The double conundrum was that the steranes should have been destroyed by the heat and pressure that were evident from the rock samples, while the presence of oxygen-generating cellular life forms was at odds with the near total absence of oxygen in the atmosphere for another 350 million years. According Birger Rasmussen, a geochemist from Australia's Curtin University of Technology, the solution came from using a far more precise probe that could take carbon-isotopes samples just five microns across, or less than one tenth the width of a human hair.

It showed a far wider discrepancy in the carbon dating than had been found previously, which Dr Rasmussen said in the paper published in Nature indicates that the hopanes and steranes migrated into the Pilbara rocks after they were laid down. Others dispute his hypothesis as just one explanation of several possible answers. The Harvard University biochemist Andrew Knoll said in the magazine Science News that studies from South Africa, the only other pristine site with rocks of the same era as the Pilbara, had also detected biomarkers which support the original Pilbara theory.

Jennifer Eigenbrode, an organic geochemist at Nasa Goddard Space Flight Centre, said there were other possibilities for the carbon traces, such as the early organisms absorbing carbon from methane rather than carbon dioxide. Both gases were abundant at the time and the recycling of the carbon within the environment could explain the wider range of carbon-isotope readings of the kind found by Dr Rasmussen's team.

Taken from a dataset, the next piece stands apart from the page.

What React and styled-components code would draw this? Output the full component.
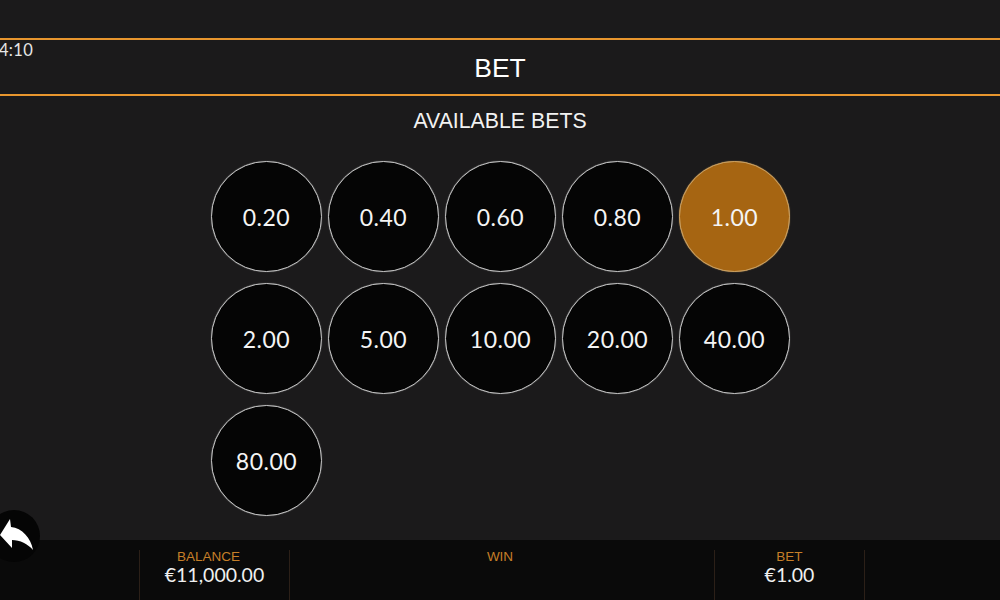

Woodward Fischer, a geochemist at Califronia Institute of Technology, has cautioned that the high-sensitivity microprobes similar to that used for the most recent study of the Pilbara rocks are also susceptible to contamination, with diesel exhausts, fossil fuel emissions and smog - all capable of influencing the presence of hopanes. In the meantime, what had once been seen as a leap forward in proving the origins of life has reverted to a debate between whether it might instead have been a stumble.